The Seven Days of Simon Labrosse
in co-production with
Montreal Young Company &
Gravy Bath Productions
April 08, 2005 – May 01, 2005
by Carole Frechette
translated by John Murrell
directed by Michael Shamata
David Perreault Ninacs (Montreal)
Daniele Guevara (Toronto)
The Seven Days of Simon Labrosse is a darkly comic play about the psychological effects of feeling useless in the world.
Simon Labrosse, an unemployed young man, invites the public to witness a few scenes from his life, enacted with the help of his reluctant friends, Leo, the gloomy poet, and Nathalie, the fanatical personal development enthusiast. Inventive and doggedly optimistic, Simon shares his plans for reinsertion into public life. By turns emotional stunt-man, finisher of sentences, ego-enhancer and emptiness eradicator, he desperately tries to find his place in society. Under the constant pressure of failure and rejection, Simon's faith eventually weakens until in complete seclusion, without money and homeless, he offers his last value: himself.

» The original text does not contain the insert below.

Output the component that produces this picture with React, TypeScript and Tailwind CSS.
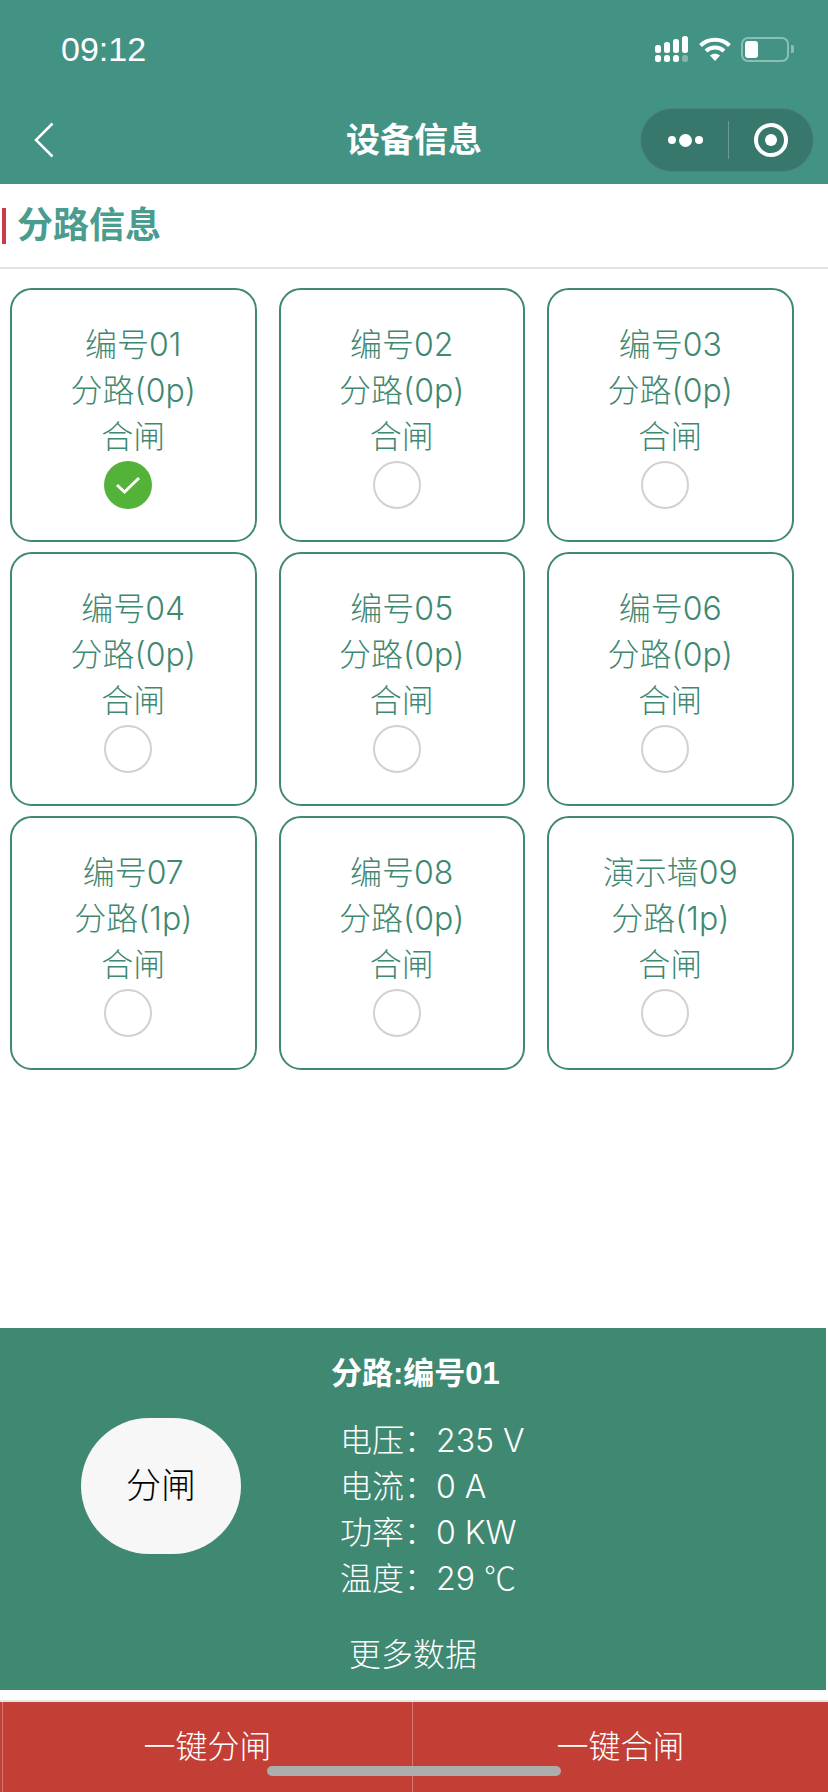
const font = '"Liberation Sans", "Noto Sans CJK SC", sans-serif';
const thinFont = 'Inter, "Noto Sans CJK SC", sans-serif';

const branches = [
  { name: "编号01", label: "分路(0p)", checked: true },
  { name: "编号02", label: "分路(0p)" },
  { name: "编号03", label: "分路(0p)" },
  { name: "编号04", label: "分路(0p)" },
  { name: "编号05", label: "分路(0p)" },
  { name: "编号06", label: "分路(0p)" },
  { name: "编号07", label: "分路(1p)" },
  { name: "编号08", label: "分路(0p)" },
  { name: "演示墙09", label: "分路(1p)" },
];

const readings = [
  { label: "电压", value: "235", unit: "V" },
  { label: "电流", value: "0", unit: "A" },
  { label: "功率", value: "0", unit: "KW" },
  { label: "温度", value: "29", unit: "℃" },
];

function StatusIcons() {
  return (
    <div className="flex items-center">
      {/* signal */}
      <svg width="33" height="26" viewBox="0 0 33 26" fill="#fff">
        <rect x="0" y="9" width="6" height="8" rx="2.5" />
        <rect x="9" y="6" width="6" height="11" rx="2.5" />
        <rect x="18" y="3" width="6" height="14" rx="2.5" />
        <rect x="27" y="0" width="6" height="17" rx="2.5" />
        <rect x="0" y="19" width="6" height="7" rx="2.5" />
        <rect x="9" y="19" width="6" height="7" rx="2.5" />
        <rect x="18" y="19" width="6" height="7" rx="2.5" />
        <rect x="27" y="19" width="6" height="7" rx="2.5" opacity="0.35" />
      </svg>
      {/* wifi */}
      <svg className="ml-[11px]" width="32" height="24" viewBox="0 0 32 24" fill="none" stroke="#fff" strokeWidth="4">
        <path d="M1.5 8.5C9.5 .8 22.5 .8 30.5 8.5" />
        <path d="M7 14C12 9.2 20 9.2 25 14" />
        <path d="M16 24L11 18.5C14 16 18 16 21 18.5Z" fill="#fff" stroke="none" />
      </svg>
      {/* battery */}
      <div className="ml-[10px] flex items-center">
        <div className="h-[25px] w-[48px] rounded-[7px] border-2 border-white/40 p-[2px]">
          <div className="h-full w-[13px] rounded-[3px] bg-white" />
        </div>
        <div className="ml-[2px] h-[8px] w-[3px] rounded-r-[2px] bg-white/40" />
      </div>
    </div>
  );
}

function Capsule() {
  return (
    <div className="flex h-[64px] w-[174px] items-center rounded-full border border-white/10 bg-[#38786c]">
      <div className="flex flex-1 items-center justify-center gap-[3px] pl-[2px]">
        <span className="h-[8px] w-[8px] rounded-full bg-white" />
        <span className="h-[13px] w-[13px] rounded-full bg-white" />
        <span className="h-[8px] w-[8px] rounded-full bg-white" />
      </div>
      <div className="h-[38px] w-px bg-white/25" />
      <div className="flex flex-1 items-center justify-center">
        <div className="flex h-[34px] w-[34px] items-center justify-center rounded-full border-[4px] border-white">
          <span className="h-[12px] w-[12px] rounded-full bg-white" />
        </div>
      </div>
    </div>
  );
}

function BranchCard({ name, label, checked }: { name: string; label: string; checked?: boolean }) {
  return (
    <div
      className="flex h-[254px] flex-col items-center rounded-[22px] border-2 border-[#3f8872] pt-[32px] text-[32px] font-light leading-[46px] text-[#3f8872]"
      style={{ fontFamily: thinFont }}
    >
      <div>{name}</div>
      <div>{label}</div>
      <div>合闸</div>
      {checked ? (
        <div className="mr-[10px] mt-[1px] flex h-[48px] w-[48px] items-center justify-center rounded-full bg-[#53b338]">
          <svg width="26" height="20" viewBox="0 0 26 20" fill="none" stroke="#fff" strokeWidth="3">
            <path d="M2 10L9.5 17L24 3" />
          </svg>
        </div>
      ) : (
        <div className="mr-[10px] mt-[1px] h-[48px] w-[48px] rounded-full border-2 border-[#d1d1d1]" />
      )}
    </div>
  );
}

export default function App() {
  return (
    <div className="relative flex h-[1792px] w-[828px] flex-col overflow-hidden bg-white" style={{ fontFamily: font }}>
      {/* status bar + nav */}
      <header className="h-[184px] shrink-0 bg-[#429384] text-white">
        <div className="flex h-[100px] items-center justify-between pb-[2px] pl-[61px] pr-[34px]">
          <span className="text-[34px] font-medium leading-none">09:12</span>
          <StatusIcons />
        </div>
        <div className="mt-[8px] grid grid-cols-[1fr_auto_1fr] items-center">
          <div className="pl-[34px]">
            <svg width="20" height="36" viewBox="0 0 20 36" fill="none" stroke="#fff" strokeWidth="2.5">
              <path d="M18.5 1.5L2 18L18.5 34.5" />
            </svg>
          </div>
          <h1 className="text-[34px] font-bold leading-none">设备信息</h1>
          <div className="flex justify-end pr-[14px]">
            <Capsule />
          </div>
        </div>
      </header>

      {/* section title */}
      <div className="flex h-[85px] shrink-0 items-center border-b-2 border-[#e5e5e5] pl-[2px]">
        <div className="h-[36px] w-[4px] bg-[#cc3a4c]" />
        <h2 className="ml-[11px] text-[36px] font-bold leading-none text-[#4a9c8e]">分路信息</h2>
      </div>

      {/* branch grid */}
      <div className="grid grid-cols-[246.5px_246.5px_246.5px] gap-x-[22px] gap-y-[10px] pl-[10px] pt-[19px]">
        {branches.map((b) => (
          <BranchCard key={b.name} name={b.name} label={b.label} checked={b.checked} />
        ))}
      </div>

      <div className="flex-1" />

      {/* selected branch panel */}
      <section className="h-[362px] w-[826px] shrink-0 bg-[#3f8872] text-white">
        <div className="pl-[331px] pt-[29px] text-[31px] font-bold leading-[34px]">分路:编号01</div>
        <div className="flex pl-[81px] pt-[27px]">
          <button className="flex h-[136px] w-[160px] items-center justify-center rounded-[68px] bg-[#f7f7f7] text-[35px] font-light text-black">
            分闸
          </button>
          <div className="ml-[99px] text-[32px] font-light leading-[46px]" style={{ fontFamily: thinFont }}>
            {readings.map((r) => (
              <div key={r.label} className="flex h-[46px]">
                <span className="w-[96px] shrink-0 whitespace-nowrap">{r.label}：</span>
                <span className="whitespace-nowrap">
                  {r.value}{" "}
                  {r.unit === "℃" ? (
                    <span className="font-['Noto_Sans_CJK_SC'] leading-none">{r.unit}</span>
                  ) : (
                    r.unit
                  )}
                </span>
              </div>
            ))}
          </div>
        </div>
        <div className="pt-[30px] text-center text-[32px] font-light leading-[46px]">更多数据</div>
      </section>

      {/* actions */}
      <div className="mt-[10px] flex h-[92px] shrink-0 border-t-2 border-[#e5e5e5] bg-[#c33e35] pl-[2px] text-[32px] font-light text-white">
        <button className="w-[411px] border-l border-r border-white/30">一键分闸</button>
        <button className="flex-1">一键合闸</button>
      </div>

      {/* home indicator */}
      <div className="absolute bottom-[16px] left-[267px] h-[10px] w-[294px] rounded-full bg-[#adadad]" />
    </div>
  );
}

Internationally recognized playwright Carole Fréchette’s Governor General’s Award-winning The Four Lives of Marie garnered eight Dora Award nominations and won the 1998 Chalmers Award for Best New Play. Her other plays include Elisa's Skin and The Seven Days of Simon Labrosse – both nominated for Governor General’s Awards – along with Jean de Béatrice, which opened at Theatre d’Aujourd’hui in March of 2002. In that same year, Carole Fréchette was the first winner of the Siminovitch Prize for playwriting.